Requirements:
Print the material below exactly as it stands, please, from its first line to the line holding "string; models: string[];", with no pictures.

□ □ □

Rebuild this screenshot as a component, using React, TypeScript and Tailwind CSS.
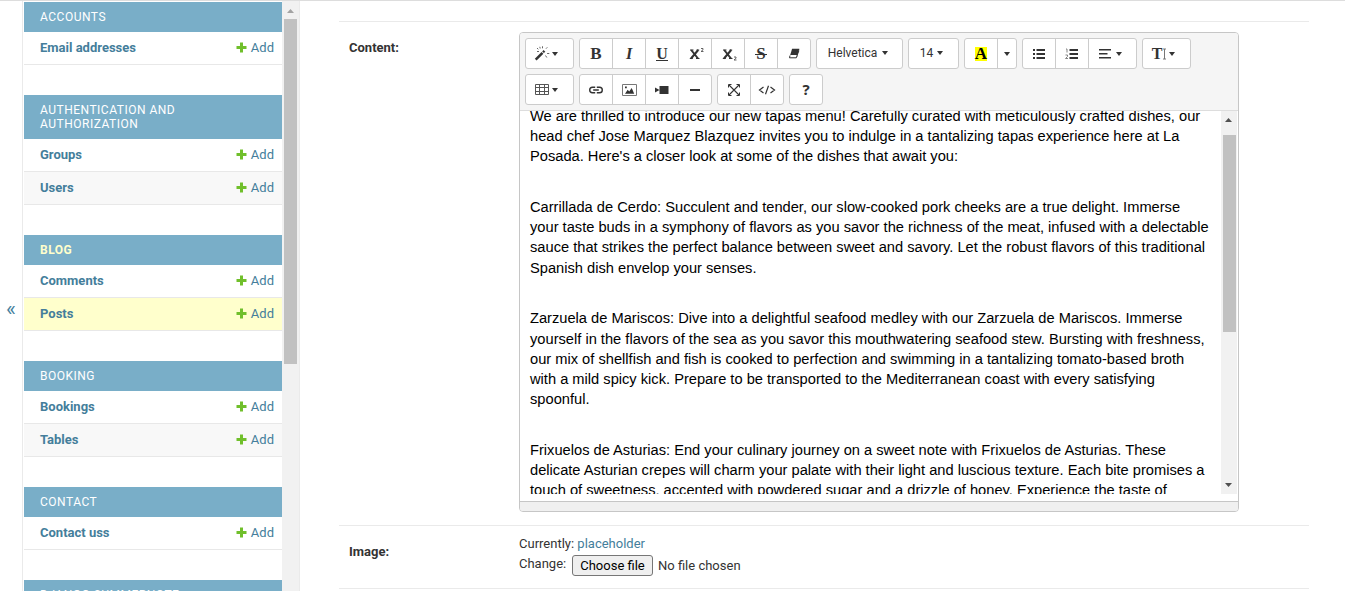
import type { ReactNode } from "react";

type App = { name: string; models: string[]; tall?: boolean; current?: boolean };

const apps: App[] = [
  { name: "Accounts", models: ["Email addresses"] },
  { name: "Authentication and Authorization", models: ["Groups", "Users"], tall: true },
  { name: "Blog", models: ["Comments", "Posts"], current: true },
  { name: "Booking", models: ["Bookings", "Tables"] },
  { name: "Contact", models: ["Contact uss"] },
  { name: "Django Summernote", models: [] },
];

const paragraphs: string[][] = [
  [
    "We are thrilled to introduce our new tapas menu! Carefully curated with meticulously crafted dishes, our",
    "head chef Jose Marquez Blazquez invites you to indulge in a tantalizing tapas experience here at La",
    "Posada. Here's a closer look at some of the dishes that await you:",
  ],
  [
    "Carrillada de Cerdo: Succulent and tender, our slow-cooked pork cheeks are a true delight. Immerse",
    "your taste buds in a symphony of flavors as you savor the richness of the meat, infused with a delectable",
    "sauce that strikes the perfect balance between sweet and savory. Let the robust flavors of this traditional",
    "Spanish dish envelop your senses.",
  ],
  [
    "Zarzuela de Mariscos: Dive into a delightful seafood medley with our Zarzuela de Mariscos. Immerse",
    "yourself in the flavors of the sea as you savor this mouthwatering seafood stew. Bursting with freshness,",
    "our mix of shellfish and fish is cooked to perfection and swimming in a tantalizing tomato-based broth",
    "with a mild spicy kick. Prepare to be transported to the Mediterranean coast with every satisfying",
    "spoonful.",
  ],
  [
    "Frixuelos de Asturias: End your culinary journey on a sweet note with Frixuelos de Asturias. These",
    "delicate Asturian crepes will charm your palate with their light and luscious texture. Each bite promises a",
    "touch of sweetness, accented with powdered sugar and a drizzle of honey. Experience the taste of",
  ],
];

function Plus() {
  return (
    <svg width="11" height="11" viewBox="0 0 11 11" className="mr-1 mb-px shrink-0">
      <path d="M4 0.5h3v3.5h3.5v3H7v3.5H4V7H.5V4H4z" fill="#70bf2b" />
    </svg>
  );
}

function Module({ app }: { app: App }) {
  return (
    <section className="mb-[30px]">
      <h2
        className={`flex items-center bg-[#79aec8] px-4 text-[12px] leading-[14px] tracking-[0.5px] uppercase ${
          app.tall ? "h-11" : "h-[30px]"
        } ${app.current ? "font-bold text-[#ffffcc]" : "font-normal text-white"}`}
      >
        <span className="w-[200px]">{app.name}</span>
      </h2>
      {app.models.map((model, i) => (
        <div
          key={model}
          className={`flex h-[33px] items-center justify-between border-b border-[#e8e8e8] pr-2 pl-4 text-[13px] text-[#447e9b] ${
            model === "Posts" ? "bg-[#ffffcc]" : i % 2 ? "bg-[#f8f8f8]" : "bg-white"
          }`}
        >
          <span className="font-bold">{model}</span>
          <span className="flex items-center">
            <Plus />
            Add
          </span>
        </div>
      ))}
    </section>
  );
}

function Icon({ w = 14, h = 14, children }: { w?: number; h?: number; children: ReactNode }) {
  return (
    <svg width={w} height={h} viewBox={`0 0 ${w} ${h}`} fill="#333" className="shrink-0">
      {children}
    </svg>
  );
}

function Caret() {
  return (
    <svg width="6" height="4" viewBox="0 0 6 4" fill="#333" className="shrink-0">
      <path d="M0 0h6L3 4z" />
    </svg>
  );
}

function Group({ children }: { children: ReactNode }) {
  return (
    <div className="flex h-[31px] divide-x divide-[#ccc] overflow-hidden rounded-[3px] border border-[#ccc] bg-white">
      {children}
    </div>
  );
}

function Btn({ w, children }: { w: string; children: ReactNode }) {
  return <button className={`flex items-center justify-center text-[#333] ${w}`}>{children}</button>;
}

function Letter({ children, className = "" }: { children: ReactNode; className?: string }) {
  return (
    <span className={`font-['Liberation_Serif',serif] text-[16px] leading-4 font-bold ${className}`}>{children}</span>
  );
}

function Toolbar() {
  return (
    <div className="flex h-[78px] flex-col gap-[5px] border-b border-[#ddd] bg-[#f5f5f5] pt-[5px] pl-[5px]">
      <div className="flex gap-[5px]">
        <Group>
          <Btn w="w-[47px] gap-[2px] pr-[7px]">
            <Icon w={16} h={15}>
              <path d="M.8 12.8 7.600 6l1.800 1.800L2.600 14.600z" />
              <path d="m8.200 5.400 1.400-1.400 1.700 1.700-1.400 1.400z" />
              <path
                d="M8.500.3v2M3 2l1.300 1.300M5.800.8l.4 1.700M13.300 1.300 12 2.700M15.300 7.500h-2.200M11.500 9.500l1.300 2M3 5.500h2"
                stroke="#666"
                strokeWidth="1"
                fill="none"
              />
            </Icon>
            <Caret />
          </Btn>
        </Group>
        <Group>
          <Btn w="w-[33px]"><Letter className="text-[17px]">B</Letter></Btn>
          <Btn w="w-[33px]"><Letter className="italic">I</Letter></Btn>
          <Btn w="w-[33px]"><Letter className="border-b border-[#333] text-[15px] !leading-[13px]">U</Letter></Btn>
          <Btn w="w-[33px] pl-[3px]">
            <Icon w={16} h={14}>
              <path d="m2.200 3 6.800 8.500M9.200 3 2 11.500" stroke="#333" strokeWidth="2" />
              <path d="M1 3h3.500M7.500 3h2.700M.8 11.500h3M7 11.500h3.500" stroke="#333" strokeWidth="1" />
              <path d="M12 1.500h2v1.300l-2 1.700h2.500" stroke="#555" strokeWidth=".9" fill="none" />
            </Icon>
          </Btn>
          <Btn w="w-[33px] pl-[3px]">
            <Icon w={16} h={14}>
              <path d="m2.200 3 6.800 8.500M9.200 3 2 11.500" stroke="#333" strokeWidth="2" />
              <path d="M1 3h3.500M7.500 3h2.700M.8 11.500h3M7 11.500h3.500" stroke="#333" strokeWidth="1" />
              <path d="M12 10h2v1.300L12 13h2.500" stroke="#555" strokeWidth=".9" fill="none" />
            </Icon>
          </Btn>
          <Btn w="w-[33px]">
            <span className="relative flex w-3 justify-center">
              <Letter className="text-[17px]">S</Letter>
              <span className="absolute top-[8px] left-0 h-px w-3 bg-[#333]" />
            </span>
          </Btn>
          <Btn w="w-[32px]">
            <Icon w={12} h={11}>
              <path d="M4.100.8h7.200L9.500 7H2.200z" />
              <path d="M2 7.500 1.500 9.800h6.800l1-2.300" fill="none" stroke="#333" strokeWidth="1" />
              <path d="m11.300.8-.2 2.700-2.500 6.300V7z" />
            </Icon>
          </Btn>
        </Group>
        <Group>
          <Btn w="w-[85px] gap-[5px] pr-[3px] pb-[2px] font-[Roboto,sans-serif] text-[12px]">
            Helvetica <Caret />
          </Btn>
        </Group>
        <Group>
          <Btn w="w-[49px] gap-[4px] pr-[4px] pb-[2px] font-[Roboto,sans-serif] text-[12px]">
            14 <Caret />
          </Btn>
        </Group>
        <Group>
          <Btn w="w-[33px]"><Letter className="bg-[#ffff00] text-[17px] !leading-[14px] text-black">A</Letter></Btn>
          <Btn w="w-[18px]"><Caret /></Btn>
        </Group>
        <Group>
          <Btn w="w-[33px]">
            <Icon w={14} h={12}>
              <path d="M1 1h2v2H1zM1 5h2v2H1zM1 9h2v2H1zM4.500 1H13v2H4.500zM4.500 5H13v2H4.500zM4.500 9H13v2H4.500z" />
            </Icon>
          </Btn>
          <Btn w="w-[33px]">
            <Icon w={14} h={12}>
              <path d="M4.500 1H13v2H4.500zM4.500 5H13v2H4.500zM4.500 9H13v2H4.500z" />
              <path d="M1 1h1v3.500M.5 7h2v1.500l-2 2h2.500" fill="none" stroke="#777" strokeWidth=".9" />
            </Icon>
          </Btn>
          <Btn w="w-[47px] gap-[5px] pr-[5px]">
            <Icon w={12} h={11}>
              <path d="M0 1h12v1.500H0zM0 5h8.500v1.500H0zM0 9h12v1.500H0z" />
            </Icon>
            <Caret />
          </Btn>
        </Group>
        <Group>
          <Btn w="w-[47px] gap-[2px] pr-[6px]">
            <span className="flex items-center">
              <Letter>T</Letter>
              <Icon w={5} h={12}>
                <path d="M1 1h3M2.500 1v10M1 11h3" stroke="#777" strokeWidth="1" />
              </Icon>
            </span>
            <Caret />
          </Btn>
        </Group>
      </div>
      <div className="flex gap-[5px]">
        <Group>
          <Btn w="w-[47px] gap-[2px] pr-[7px]">
            <Icon w={15} h={12}>
              <path d="M.5.5h13v10H.5zM.5 3.500h13M.5 7.500h13M4.500.5v10M9.500.5v10" fill="none" stroke="#555" strokeWidth="1" />
            </Icon>
            <Caret />
          </Btn>
        </Group>
        <Group>
          <Btn w="w-[33px]">
            <Icon w={14} h={8}>
              <path
                d="M6.200 6.800H3.500a2.700 2.700 0 0 1 0-5.600h2.700M7.800 1.200h2.700a2.700 2.700 0 0 1 0 5.600H7.800M4.200 4h5.600"
                fill="none"
                stroke="#333"
                strokeWidth="1.400"
              />
            </Icon>
          </Btn>
          <Btn w="w-[33px]">
            <Icon w={15} h={12}>
              <path d="M.5.5h14v11H.5z" fill="none" stroke="#777" />
              <path d="m3 9.800 2.700-4 1.500 1.700 2.500-3.500L12.200 9.800zM3 2.500h1.800v1.800H3z" />
            </Icon>
          </Btn>
          <Btn w="w-[33px]">
            <Icon w={14} h={8}>
              <path d="M4.500 0H13.500v8H4.500zM0 1.500 4.500 4 0 6.500z" />
            </Icon>
          </Btn>
          <Btn w="w-[32px]">
            <Icon w={10} h={2}>
              <path d="M0 0h10v2H0z" />
            </Icon>
          </Btn>
        </Group>
        <Group>
          <Btn w="w-[33px]">
            <Icon w={12} h={12}>
              <path d="m1 1 10 10M11 1 1 11" stroke="#333" strokeWidth="1.100" />
              <path d="M.5 3.500v-3h3M8.500.5h3v3M.5 8.500v3h3M11.500 8.500v3h-3" fill="none" stroke="#333" />
            </Icon>
          </Btn>
          <Btn w="w-[32px]">
            <Icon w={18} h={10}>
              <path d="M5.500 2 1.500 5l4 3M12.500 2l4 3-4 3M10.500.8l-3 8.400" fill="none" stroke="#333" strokeWidth="1.200" />
            </Icon>
          </Btn>
        </Group>
        <Group>
          <Btn w="w-[32px] pb-px">
            <span className="font-['Noto_Sans',sans-serif] text-[15px] leading-4 font-bold">?</span>
          </Btn>
        </Group>
      </div>
    </div>
  );
}

function Editor() {
  return (
    <div className="flex h-[480px] w-[720px] flex-col overflow-hidden rounded-[4px] border border-[#c6c6c6] bg-white">
      <Toolbar />
      <div className="flex h-[383px] shrink-0 overflow-hidden pr-px">
        <div className="min-w-0 flex-1 overflow-hidden pl-[10px] font-['Liberation_Sans',Arial,sans-serif] text-[14.667px] leading-[20.24px] whitespace-nowrap text-black">
          <div className="-mt-[5.3px]">
            {paragraphs.map((lines) => (
              <p key={lines[0]} className="mb-[30.5px]">
                {lines.map((line) => (
                  <span key={line} className="block">{line}</span>
                ))}
              </p>
            ))}
          </div>
        </div>
        <div className="flex w-4 flex-col items-center bg-[#f1f1f1]">
          <svg width="8" height="24" viewBox="0 0 8 24" className="shrink-0">
            <path d="M0 11h7L3.500 7z" fill="#505050" />
          </svg>
          <div className="h-[197px] w-[13px] shrink-0 bg-[#c1c1c1]" />
          <svg width="8" height="18" viewBox="0 0 8 18" className="mt-auto shrink-0">
            <path d="M0 7h7L3.500 11z" fill="#505050" />
          </svg>
        </div>
      </div>
      <div className="h-[7px] shrink-0" />
      <div className="flex-1 border-t border-[#c6c6c6] bg-[#f0f0f0]" />
    </div>
  );
}

export default function App() {
  return (
    <div className="flex h-[591px] w-[1345px] overflow-hidden border-t border-[#ddd] bg-white font-[Roboto,sans-serif] text-[13px] text-[#333]">
      <div className="flex w-[22px] shrink-0 items-center justify-center pt-[28px] text-[21px] text-[#447e9b]">«</div>
      <nav className="flex w-[278px] shrink-0 overflow-hidden border-x border-[#eaeaea]">
        <div className="ml-px w-[258px] shrink-0 pt-px">
          {apps.map((app) => (
            <Module key={app.name} app={app} />
          ))}
        </div>
        <div className="flex flex-1 flex-col items-center bg-[#f1f1f1] pr-px">
          <svg width="7" height="18" viewBox="0 0 7 18" className="shrink-0">
            <path d="M0 12h7L3.500 8z" fill="#a3a3a3" />
          </svg>
          <div className="h-[345px] w-[13px] shrink-0 bg-[#c1c1c1]" />
        </div>
      </nav>
      <main className="ml-[39px] w-[970px] shrink-0 pt-5">
        <div className="flex h-[504px] border-t border-[#eaeaea] pt-[10px] pl-[10px]">
          <label className="w-[170px] pt-1.5 font-bold">Content:</label>
          <Editor />
        </div>
        <div className="flex h-[63px] border-t border-[#eaeaea] pl-[10px]">
          <label className="w-[170px] pt-4 font-bold">Image:</label>
          <div className="flex flex-col pt-2">
            <p className="h-[21px] leading-5">
              Currently: <a className="text-[#447e9b]">placeholder</a>
            </p>
            <div className="flex">
              <span className="w-[53px] leading-[18px]">Change:</span>
              <button className="h-[21px] w-[81px] rounded-[3px] border border-[#767676] bg-[#efefef] leading-[19px] text-black">
                Choose file
              </button>
              <span className="ml-[5px] leading-[21px]">No file chosen</span>
            </div>
          </div>
        </div>
        <div className="border-t border-[#eaeaea]" />
      </main>
    </div>
  );
}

□ □ □

Written reply:
Rebuild this screenshot as a component, using React, TypeScript and Tailwind CSS.
import type { ReactNode } from "react";

type App = { name: string; models: string[]; tall?: boolean; current?: boolean };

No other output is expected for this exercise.